Fall Review: Shows potential but eventually falls apart
While Fall might eventually fall into typical tropes of survival movies and puts viewers into a pitfall of annoying characters, it can present a cool premise and an immersive environment.
The film follows Becky (Grace Caroline Currey), a young woman suffering from the tragic death of her husband Dan (Mason Gooding) during a climbing accident. To help Becky move on from her grief, her best friend Hunter (Virginia Gardner) gets her to accompany her on an upcoming climb up a 2000 ft TV tower. Becky reluctantly accepts and while the first parts of the climb go well, the tower’s rusty condition eventually causes the ladders to collapse leaving Becky and Hunter stranded at the top of the tower. With very little resources to keep them alive, Becky and Hunter must try to find a way to get help before their time runs out.

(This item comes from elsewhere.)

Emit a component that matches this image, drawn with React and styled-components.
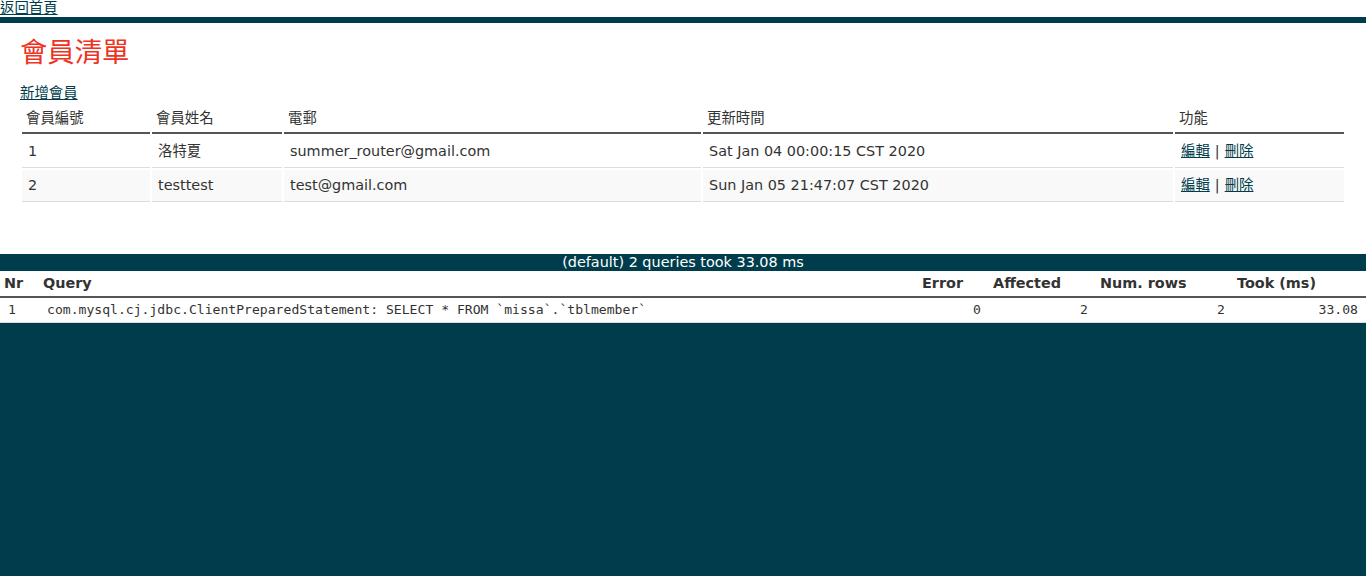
import React from "react";
import styled, { createGlobalStyle } from "styled-components";

const FONT = `"DejaVu Sans", Verdana, "Noto Sans CJK TC", sans-serif`;
const MONO = `"DejaVu Sans Mono", "Liberation Mono", monospace`;
const DARK = "#003d4c";

const Global = createGlobalStyle`
  html, body { margin: 0; padding: 0; }
  body {
    background: ${DARK};
    font-family: ${FONT};
    font-size: 14.4px;
    color: #333;
  }
`;

const TopBar = styled.div`
  background: #fff;
  height: 17px;
  line-height: 17px;
`;

const Link = styled.a`
  color: ${DARK};
  text-decoration: underline;
  cursor: pointer;
`;

const Stripe = styled.div`
  height: 6px;
  background: ${DARK};
`;

const Content = styled.div`
  background: #fff;
  padding: 10px 20px 50px;
`;

const Title = styled.h2`
  margin: 0 0 11px;
  font-size: 27.36px;
  line-height: 40px;
  font-weight: normal;
  color: #e32;
`;

const AddLine = styled.div`
  line-height: 19px;
  height: 19px;
`;

const Table = styled.table`
  width: 100%;
  border-collapse: separate;
  border-spacing: 2px;
  color: #333;
`;

const Th = styled.th`
  text-align: left;
  font-weight: normal;
  padding: 4px;
  line-height: 19px;
  border-bottom: 2px solid #555;
  width: ${(p) => p.$w}px;
`;

const Row = styled.tr`
  background: ${(p) => (p.$even ? "#f9f9f9" : "#fff")};
`;

const Td = styled.td`
  padding: 6px;
  line-height: 19px;
  text-align: left;
  vertical-align: top;
  border-bottom: 1px solid #ddd;
`;

const Sep = styled.span`
  margin: 0 5px;
  color: #333;
`;

const SqlTable = styled.table`
  width: 100%;
  border-collapse: collapse;
  background: #fff;
  color: #333;
`;

const Caption = styled.caption`
  background: ${DARK};
  color: #fff;
  height: 17px;
  line-height: 17px;
  text-align: center;
`;

const SqlTh = styled.th`
  text-align: left;
  font-weight: bold;
  padding: 3px 4px;
  line-height: 19px;
  border-bottom: 2px solid #555;
  width: ${(p) => p.$w}px;
`;

const SqlTd = styled.td`
  font-family: ${MONO};
  font-size: 13.1px;
  line-height: 16px;
  padding: 4px 8px;
  border-bottom: 1px solid #ddd;
  text-align: ${(p) => (p.$right ? "right" : "left")};
  white-space: nowrap;
`;

const members = [
  { id: 1, name: "洛特夏", email: "summer_router@gmail.com", time: "Sat Jan 04 00:00:15 CST 2020" },
  { id: 2, name: "testtest", email: "test@gmail.com", time: "Sun Jan 05 21:47:07 CST 2020" },
];

export default function App() {
  return (
    <>
      <Global />
      <TopBar>
        <Link>返回首頁</Link>
      </TopBar>
      <Stripe />
      <Content>
        <Title>會員清單</Title>
        <AddLine>
          <Link>新增會員</Link>
        </AddLine>
        <Table>
          <thead>
            <tr>
              <Th $w={120}>會員編號</Th>
              <Th $w={122}>會員姓名</Th>
              <Th $w={409}>電郵</Th>
              <Th $w={462}>更新時間</Th>
              <Th $w={161}>功能</Th>
            </tr>
          </thead>
          <tbody>
            {members.map((m, i) => (
              <Row key={m.id} $even={i % 2 === 1}>
                <Td>{m.id}</Td>
                <Td>{m.name}</Td>
                <Td>{m.email}</Td>
                <Td>{m.time}</Td>
                <Td>
                  <Link>編輯</Link>
                  <Sep>|</Sep>
                  <Link>刪除</Link>
                </Td>
              </Row>
            ))}
          </tbody>
        </Table>
      </Content>
      <SqlTable>
        <Caption>(default) 2 queries took 33.08 ms</Caption>
        <thead>
          <tr>
            <SqlTh $w={31}>Nr</SqlTh>
            <SqlTh $w={871}>Query</SqlTh>
            <SqlTh $w={63}>Error</SqlTh>
            <SqlTh $w={99}>Affected</SqlTh>
            <SqlTh $w={129}>Num. rows</SqlTh>
            <SqlTh $w={125}>Took (ms)</SqlTh>
          </tr>
        </thead>
        <tbody>
          <tr>
            <SqlTd>1</SqlTd>
            <SqlTd>com.mysql.cj.jdbc.ClientPreparedStatement: SELECT * FROM `missa`.`tblmember`</SqlTd>
            <SqlTd $right>0</SqlTd>
            <SqlTd $right>2</SqlTd>
            <SqlTd $right>2</SqlTd>
            <SqlTd $right>33.08</SqlTd>
          </tr>
        </tbody>
      </SqlTable>
    </>
  );
}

The opening parts of Fall are surprisingly strong thanks to Scott Mann’s direction and some solid performing from Currey. Currey definitely makes Becky’s grief cut deep early on and gets you invested into her story of struggling to move forward. It’s a good way to lead into Hunter convincing her to climb the tower with her and that climb is made to be incredibly tense. The way that Mann captures the action and height of this tower as they go up will definitely instill vertigo. The tension is constantly ratcheted up through some of the ways the tower is shown to be wearing away, and the wildly dangerous exploits that Becky and Hunter do leave you gripping your seat. Although the visual effects can look distractingly cheap, there’s definitely a good effort to make Fall’s central location and premise deliver some good thrills and scares that generally succeeds.
Unfortunately, the film struggles to stay good as it falls back on typical survival movie story trappings and has really annoying characters. While Becky presents some likeable traits and an interesting personal story at first, her and Hunter become simply too annoying to bear. Hunter is especially tough to love because of how much of a social media personality she is and her views of helping Becky are little too extreme to be believable or remotely likeable. Their lines also feel ripped right from an annoying text conversation filled with forced modern lingo and their dynamic can get very tiresome. It’s even worse that the film is just simply too long, and way too drawn out, which makes watching these two argue and contemplate survival a total drag.
Plus, the film heavily relies way too much on old tropes in survival films and ridiculously unnecessary twists within the story to keep things interesting. The whole idea of all their hopes of surviving coming to abrupt halts are super predictable and become so forced that they’re almost unintentionally hilarious. Seriously, there was a point where they try to use a drone to get help and it ends in such an abrupt fashion that you can’t help but laugh. Also, there are some twists thrown in that complicate Becky and Hunter’s relationship and make Becky’s personal situation worse for no reason and it doesn’t make you more invested in what’s happening. Honestly, it’s so ridiculous and forced that you’re left feeling confused and the last act is filled with moments that don’t make much sense especially when it comes to Becky surviving certain instances. Truth be told, the conditions Becky and Hunter should face should’ve been a lot worse with them being on a metal pole open to the environment and it just shows how the film throws logic completely out the window.
Fall certainly shows some potential thanks to parts of Currey’s early performance and some of Mann’s direction in creating an intriguingly suspenseful environment, but it quickly falls apart to be a sluggish and over-bearing watch.